Libertà religiosa: la madre di tutte le libertà

Libertà religiosa: la madre di tutte le libertà

La Corea del Nord è classificata tra i cinque paesi da ‘allarme rosso’, in cui la repressione antireligiosa è così spietata da non poter peggiorare ulteriormente. Sotto il regime di Pyongyang, si ritiene che migliaia di cristiani siano detenuti in campi di prigionia dove ricevono un trattamento più duro degli altri, a causa della loro fede. L’India è tristemente nota per l’ascesa inarrestabile del fondamentalismo induista e nazionalista, specie dopo l’affermazione del Bharatiya Janata Party. Nel 2016, gli attacchi anticristiani sono stati 358, ma nel 2017 sono raddoppiati, passando a 736.

E l’Europa? Il vecchio continente, che in teoria dovrebbe rappresentare il fulcro e il baluardo di tutte le libertà religiose, non se la passa troppo meglio. In Francia e in Belgio, cresce l’intolleranza da parte delle minoranze islamiche, attraverso atti di terrorismo mentre il vandalismo contro chiese, cimiteri e altri luoghi cristiani, avviene sia ad opera di musulmani che di satanisti. In Germania e in gran parte dell’Europa centrale crescono anche l’antisemitismo e la reazione uguale e contraria di frange anti-islamiche. Nel Regno Unito, scenario delle tragiche vicende dei piccoli Charlie Gard e Alfie Evans – entrambi, guardacaso, di famiglia cattolica – è ormai caccia alle streghe omofobe: sacerdoti condannati per aver affermato quanto dicono le Scritture in materia; studenti espulsi dai corsi universitari, lavoratori licenziati per aver affermato sul proprio profilo Facebook che i bambini vanno cresciuti da un papà e da una mamma. Per quanto riguarda l’Italia, il Rapporto menziona, tra le criticità, l’assenza di obiezione di coscienza per la legge sul fine vita, i ripetuti atti di vandalismo ai danni di simboli cristiani, la radicalizzazione dei detenuti musulmani, la recrudescenza dell’antisemitismo.

A più riprese, durante quasi sei anni di pontificato, papa Francesco ha denunciato la persecuzione dei cristiani, senza fare distinzione tra cattolici, ortodossi e protestanti, coniando così l’espressione “ecumenismo del sangue”. Al tempo stesso, il Santo Padre ha lamentato più volte il “silenzio colpevole dei media” sull’argomento, eppure, significativamente, ogniqualvolta si è espresso in questi termini, la stampa ha dato poco risalto alle sue affermazioni. Bergoglio è stato però anche il primo Papa ad esprimersi – non senza far discutere – sulla persecuzione di una minoranza non cristiana: nel caso specifico, i Rohingya birmani.

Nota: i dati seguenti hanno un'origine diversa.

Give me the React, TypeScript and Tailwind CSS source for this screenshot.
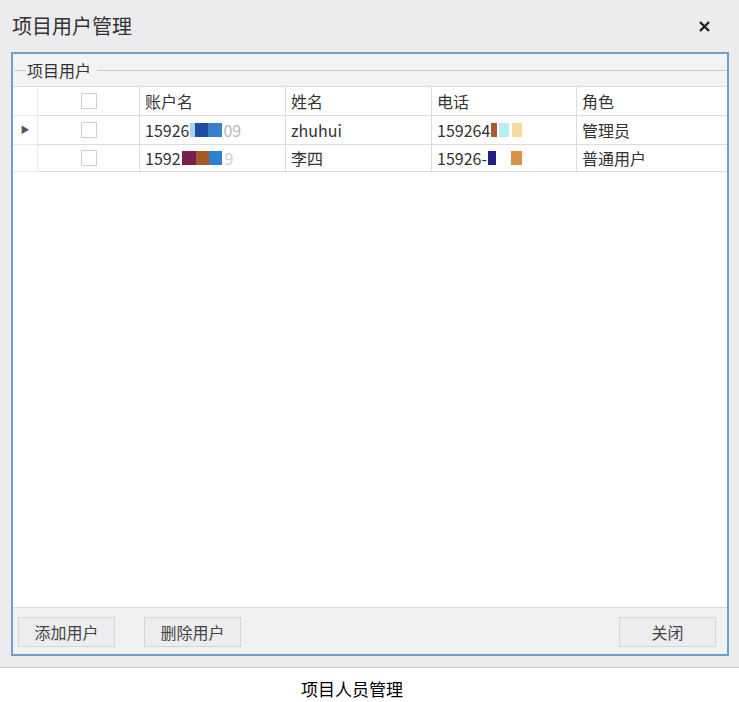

Quest’equanimità del Pontefice nel difendere la libertà religiosa a trecentosessanta gradi, è un conclamato frutto del Concilio Vaticano II che, attraverso la dichiarazione Dignitatis humanae (1965), includeva fattualmente tale principio tra i diritti umani da tutelare, degno di essere “riconosciuto e sancito come diritto civile nell’ordinamento giuridico della società” (DH 2). La libertà religiosa è da considerarsi nelle molteplici forme della libertà di espressione del proprio pensiero religioso e di insegnamento dello stesso, nella libertà di culto, di conversione, di mantenimento del proprio credo, persino nella libertà di apostasia. Secondo il documento conciliare, “affinché nella famiglia umana si instaurino e si consolidino relazioni di concordia e di pace, si richiede che ovunque la libertà religiosa sia munita di una efficace tutela giuridica e che siano osservati i doveri e i diritti supremi degli esseri umani attinenti la libera espressione della vita religiosa nella società” (DH 15).

La libertà religiosa è quindi il vero e autentico fondamento di tutte le altre libertà, mentre la testimonianza dei martiri non è altro che l’incarnazione di tale libertà nel vissuto quotidiano. Una testimonianza che, andando contro il pensiero mondano dominante, ribadisce quanto la morte non abbia mai l’ultima parola, né sia in grado di spegnere la speranza.